* Begin Data rows *

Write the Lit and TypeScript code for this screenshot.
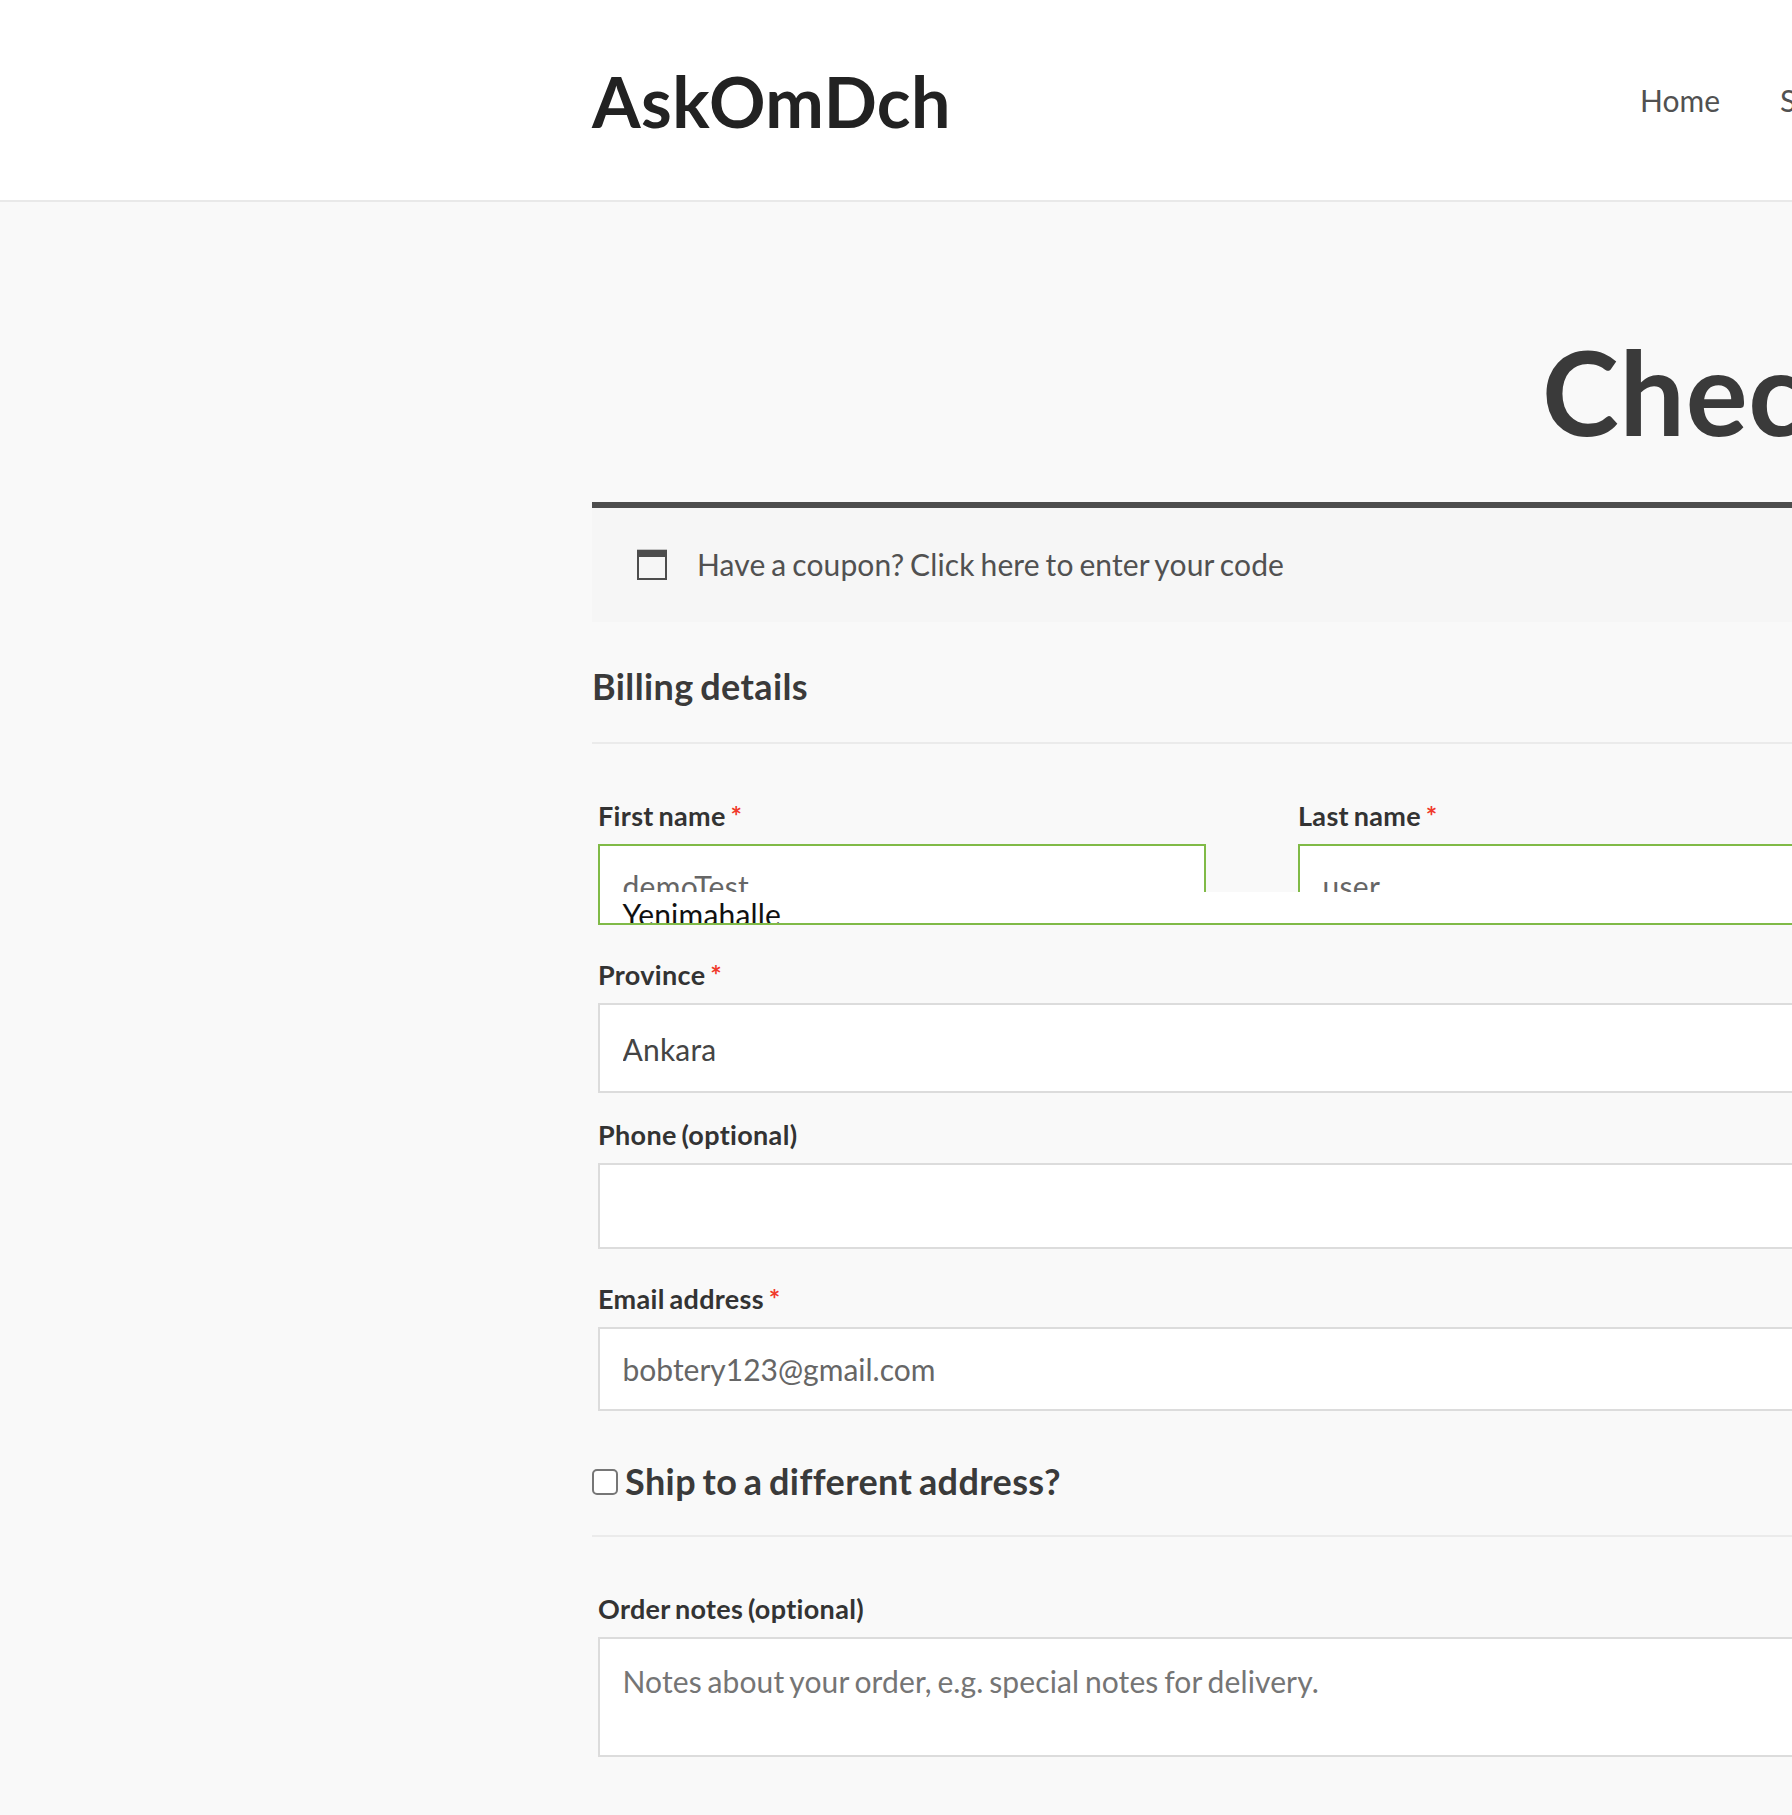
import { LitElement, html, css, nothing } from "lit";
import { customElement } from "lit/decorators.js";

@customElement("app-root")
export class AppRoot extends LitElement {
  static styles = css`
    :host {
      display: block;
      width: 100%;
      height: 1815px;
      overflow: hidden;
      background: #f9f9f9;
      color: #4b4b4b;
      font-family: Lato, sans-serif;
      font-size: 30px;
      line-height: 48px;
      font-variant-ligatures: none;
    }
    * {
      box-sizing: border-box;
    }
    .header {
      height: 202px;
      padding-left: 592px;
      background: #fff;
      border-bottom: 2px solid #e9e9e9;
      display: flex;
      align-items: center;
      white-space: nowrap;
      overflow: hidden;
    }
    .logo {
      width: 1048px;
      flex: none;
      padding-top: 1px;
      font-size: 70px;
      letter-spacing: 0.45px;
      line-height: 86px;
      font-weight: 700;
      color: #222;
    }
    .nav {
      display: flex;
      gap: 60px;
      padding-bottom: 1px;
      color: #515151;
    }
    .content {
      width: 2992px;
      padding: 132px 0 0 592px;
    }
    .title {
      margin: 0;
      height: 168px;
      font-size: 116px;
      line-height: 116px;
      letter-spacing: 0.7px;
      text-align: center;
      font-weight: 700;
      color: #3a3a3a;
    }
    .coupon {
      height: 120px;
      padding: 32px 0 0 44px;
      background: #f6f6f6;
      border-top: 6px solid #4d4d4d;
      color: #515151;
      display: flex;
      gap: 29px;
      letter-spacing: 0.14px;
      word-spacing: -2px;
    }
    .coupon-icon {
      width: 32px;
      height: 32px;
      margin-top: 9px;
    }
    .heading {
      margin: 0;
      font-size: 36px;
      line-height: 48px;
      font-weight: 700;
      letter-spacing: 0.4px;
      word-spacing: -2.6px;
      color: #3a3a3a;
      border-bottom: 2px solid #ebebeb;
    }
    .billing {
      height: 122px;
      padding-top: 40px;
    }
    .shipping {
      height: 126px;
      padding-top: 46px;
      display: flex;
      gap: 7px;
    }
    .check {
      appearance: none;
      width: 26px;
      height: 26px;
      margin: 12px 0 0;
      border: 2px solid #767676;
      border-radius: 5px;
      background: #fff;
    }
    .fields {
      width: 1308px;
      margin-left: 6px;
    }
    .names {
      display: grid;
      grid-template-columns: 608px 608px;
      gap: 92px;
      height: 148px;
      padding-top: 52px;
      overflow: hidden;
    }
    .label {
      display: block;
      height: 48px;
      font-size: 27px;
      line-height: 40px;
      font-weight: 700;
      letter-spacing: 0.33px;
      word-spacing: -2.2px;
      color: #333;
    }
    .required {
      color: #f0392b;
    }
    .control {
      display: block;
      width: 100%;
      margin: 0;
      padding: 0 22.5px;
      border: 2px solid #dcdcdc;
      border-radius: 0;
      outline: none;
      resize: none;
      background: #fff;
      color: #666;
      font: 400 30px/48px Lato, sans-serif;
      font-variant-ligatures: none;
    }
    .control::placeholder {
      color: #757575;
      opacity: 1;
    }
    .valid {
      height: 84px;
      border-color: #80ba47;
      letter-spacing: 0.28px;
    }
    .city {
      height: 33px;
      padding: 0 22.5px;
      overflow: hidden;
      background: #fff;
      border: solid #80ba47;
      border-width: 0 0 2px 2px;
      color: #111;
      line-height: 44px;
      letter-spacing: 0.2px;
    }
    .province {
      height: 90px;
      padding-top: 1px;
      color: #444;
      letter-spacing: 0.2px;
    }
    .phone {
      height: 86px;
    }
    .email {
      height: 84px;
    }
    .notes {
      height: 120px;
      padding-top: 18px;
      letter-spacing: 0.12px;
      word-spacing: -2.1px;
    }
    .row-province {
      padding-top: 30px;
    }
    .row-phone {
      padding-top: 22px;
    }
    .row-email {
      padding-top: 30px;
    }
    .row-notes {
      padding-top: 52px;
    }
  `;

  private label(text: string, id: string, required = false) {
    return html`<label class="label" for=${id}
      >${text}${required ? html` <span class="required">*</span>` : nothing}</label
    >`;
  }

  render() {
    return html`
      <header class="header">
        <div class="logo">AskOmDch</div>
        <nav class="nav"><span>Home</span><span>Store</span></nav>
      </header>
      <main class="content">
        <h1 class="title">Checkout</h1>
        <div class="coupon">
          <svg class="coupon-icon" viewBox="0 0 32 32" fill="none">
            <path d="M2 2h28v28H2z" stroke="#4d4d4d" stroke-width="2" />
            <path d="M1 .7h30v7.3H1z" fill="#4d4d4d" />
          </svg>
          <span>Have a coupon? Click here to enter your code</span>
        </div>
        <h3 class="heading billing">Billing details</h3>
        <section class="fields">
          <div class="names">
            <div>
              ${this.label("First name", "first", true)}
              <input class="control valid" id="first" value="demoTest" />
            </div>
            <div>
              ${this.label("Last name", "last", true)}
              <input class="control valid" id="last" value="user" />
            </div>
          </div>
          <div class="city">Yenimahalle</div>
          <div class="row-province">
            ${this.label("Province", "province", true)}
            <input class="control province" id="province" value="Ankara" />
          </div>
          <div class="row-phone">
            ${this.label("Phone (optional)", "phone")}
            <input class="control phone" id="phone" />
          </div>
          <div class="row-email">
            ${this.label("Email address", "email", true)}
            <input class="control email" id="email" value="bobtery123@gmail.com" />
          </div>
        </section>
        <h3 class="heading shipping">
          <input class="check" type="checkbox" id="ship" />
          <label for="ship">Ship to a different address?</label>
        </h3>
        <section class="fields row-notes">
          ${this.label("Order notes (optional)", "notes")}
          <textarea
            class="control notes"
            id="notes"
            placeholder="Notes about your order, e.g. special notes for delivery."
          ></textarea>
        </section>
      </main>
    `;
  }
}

* End Data rows *
* Begin Data rows *

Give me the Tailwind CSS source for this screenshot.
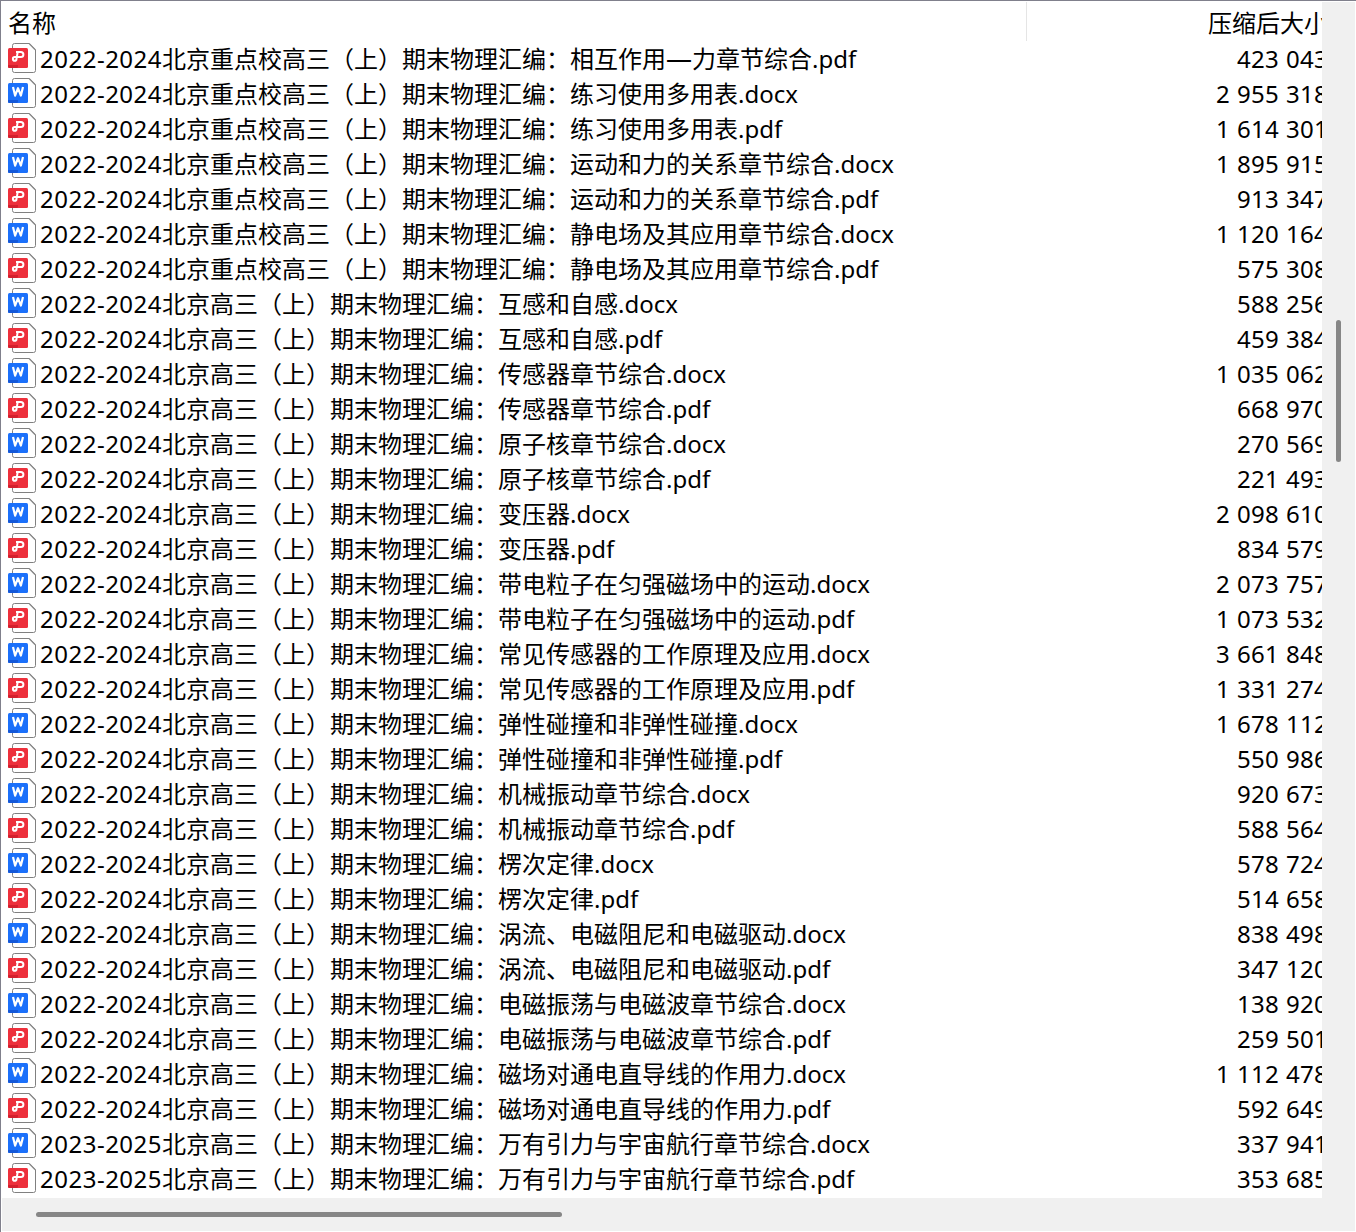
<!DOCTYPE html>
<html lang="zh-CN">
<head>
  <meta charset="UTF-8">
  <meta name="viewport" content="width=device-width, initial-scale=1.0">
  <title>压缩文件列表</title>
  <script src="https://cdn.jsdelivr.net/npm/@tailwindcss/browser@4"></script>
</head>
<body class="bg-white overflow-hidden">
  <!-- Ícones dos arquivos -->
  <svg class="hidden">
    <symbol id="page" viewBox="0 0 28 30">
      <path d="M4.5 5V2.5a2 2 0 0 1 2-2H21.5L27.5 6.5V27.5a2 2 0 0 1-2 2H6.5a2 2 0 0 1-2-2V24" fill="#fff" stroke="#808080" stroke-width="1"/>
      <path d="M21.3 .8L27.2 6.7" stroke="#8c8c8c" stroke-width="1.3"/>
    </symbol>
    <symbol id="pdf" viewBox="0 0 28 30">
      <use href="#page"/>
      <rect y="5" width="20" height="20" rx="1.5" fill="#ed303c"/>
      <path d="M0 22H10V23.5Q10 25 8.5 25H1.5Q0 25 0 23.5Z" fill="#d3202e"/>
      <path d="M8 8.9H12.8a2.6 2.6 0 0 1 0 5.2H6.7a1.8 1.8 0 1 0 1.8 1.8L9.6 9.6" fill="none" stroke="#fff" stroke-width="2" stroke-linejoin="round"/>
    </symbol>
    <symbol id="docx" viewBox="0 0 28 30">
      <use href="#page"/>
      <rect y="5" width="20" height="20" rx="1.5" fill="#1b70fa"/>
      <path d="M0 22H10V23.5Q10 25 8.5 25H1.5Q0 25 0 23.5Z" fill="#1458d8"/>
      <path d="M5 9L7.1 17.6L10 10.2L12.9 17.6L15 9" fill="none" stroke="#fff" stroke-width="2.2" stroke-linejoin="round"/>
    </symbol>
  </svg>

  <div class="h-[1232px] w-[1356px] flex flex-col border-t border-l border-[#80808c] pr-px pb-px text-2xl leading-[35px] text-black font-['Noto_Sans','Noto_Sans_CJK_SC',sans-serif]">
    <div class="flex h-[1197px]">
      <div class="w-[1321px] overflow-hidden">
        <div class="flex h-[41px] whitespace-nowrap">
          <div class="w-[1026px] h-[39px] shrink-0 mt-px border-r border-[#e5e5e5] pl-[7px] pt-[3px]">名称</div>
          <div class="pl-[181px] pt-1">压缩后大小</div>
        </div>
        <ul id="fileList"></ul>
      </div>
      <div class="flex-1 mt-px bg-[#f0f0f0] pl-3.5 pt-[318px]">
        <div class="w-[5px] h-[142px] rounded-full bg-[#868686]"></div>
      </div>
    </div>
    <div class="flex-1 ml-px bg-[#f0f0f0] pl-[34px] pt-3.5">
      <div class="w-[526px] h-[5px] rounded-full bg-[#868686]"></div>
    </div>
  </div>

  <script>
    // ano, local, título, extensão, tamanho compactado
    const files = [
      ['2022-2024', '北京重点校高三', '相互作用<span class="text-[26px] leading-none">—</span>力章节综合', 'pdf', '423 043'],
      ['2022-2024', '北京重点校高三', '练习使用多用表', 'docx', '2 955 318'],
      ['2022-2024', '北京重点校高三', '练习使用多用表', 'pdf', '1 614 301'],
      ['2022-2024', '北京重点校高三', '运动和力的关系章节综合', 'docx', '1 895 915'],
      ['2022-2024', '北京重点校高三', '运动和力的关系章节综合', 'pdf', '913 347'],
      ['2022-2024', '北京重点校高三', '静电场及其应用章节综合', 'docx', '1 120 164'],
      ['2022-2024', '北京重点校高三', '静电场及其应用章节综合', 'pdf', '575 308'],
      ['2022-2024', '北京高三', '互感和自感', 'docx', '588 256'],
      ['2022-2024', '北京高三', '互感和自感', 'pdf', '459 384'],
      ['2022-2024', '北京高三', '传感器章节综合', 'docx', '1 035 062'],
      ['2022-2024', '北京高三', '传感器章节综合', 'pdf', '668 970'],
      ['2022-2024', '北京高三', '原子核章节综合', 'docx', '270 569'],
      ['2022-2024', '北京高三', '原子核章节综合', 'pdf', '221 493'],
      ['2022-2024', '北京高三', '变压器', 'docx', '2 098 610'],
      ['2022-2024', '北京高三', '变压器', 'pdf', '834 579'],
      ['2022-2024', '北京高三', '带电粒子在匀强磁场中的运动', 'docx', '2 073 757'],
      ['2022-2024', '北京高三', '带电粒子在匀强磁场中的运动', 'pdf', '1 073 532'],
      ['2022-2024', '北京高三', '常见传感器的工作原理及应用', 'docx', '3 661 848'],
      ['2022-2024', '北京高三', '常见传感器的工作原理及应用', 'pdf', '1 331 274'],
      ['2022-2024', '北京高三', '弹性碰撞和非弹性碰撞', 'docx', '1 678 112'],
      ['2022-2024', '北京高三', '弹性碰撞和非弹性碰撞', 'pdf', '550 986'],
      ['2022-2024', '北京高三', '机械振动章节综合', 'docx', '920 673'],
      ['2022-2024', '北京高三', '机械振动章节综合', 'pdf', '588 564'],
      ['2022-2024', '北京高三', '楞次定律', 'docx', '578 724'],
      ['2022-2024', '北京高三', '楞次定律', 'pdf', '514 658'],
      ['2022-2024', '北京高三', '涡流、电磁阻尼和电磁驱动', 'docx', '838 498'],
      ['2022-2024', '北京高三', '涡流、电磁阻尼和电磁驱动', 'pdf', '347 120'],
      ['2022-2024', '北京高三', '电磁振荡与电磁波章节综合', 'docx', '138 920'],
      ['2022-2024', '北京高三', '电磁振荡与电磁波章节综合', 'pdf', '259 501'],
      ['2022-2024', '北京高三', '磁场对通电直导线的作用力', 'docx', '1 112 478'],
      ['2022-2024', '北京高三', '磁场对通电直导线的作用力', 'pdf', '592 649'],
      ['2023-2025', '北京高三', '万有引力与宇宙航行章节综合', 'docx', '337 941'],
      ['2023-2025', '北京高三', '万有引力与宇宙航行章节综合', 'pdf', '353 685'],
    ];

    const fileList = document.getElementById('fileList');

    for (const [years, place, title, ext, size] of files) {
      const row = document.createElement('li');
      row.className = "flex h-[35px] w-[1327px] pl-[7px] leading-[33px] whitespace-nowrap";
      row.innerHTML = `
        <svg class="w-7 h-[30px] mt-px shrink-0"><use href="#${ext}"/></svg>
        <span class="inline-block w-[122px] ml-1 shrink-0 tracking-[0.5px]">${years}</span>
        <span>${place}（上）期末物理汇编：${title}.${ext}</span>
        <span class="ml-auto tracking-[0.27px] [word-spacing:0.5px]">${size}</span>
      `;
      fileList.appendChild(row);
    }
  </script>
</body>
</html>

* End Data rows *

Objective: Copy each line that contains the word "code".

Exercise result:
Write the Lit and TypeScript code for this screenshot.
          <span>Have a coupon? Click here to enter your code</span>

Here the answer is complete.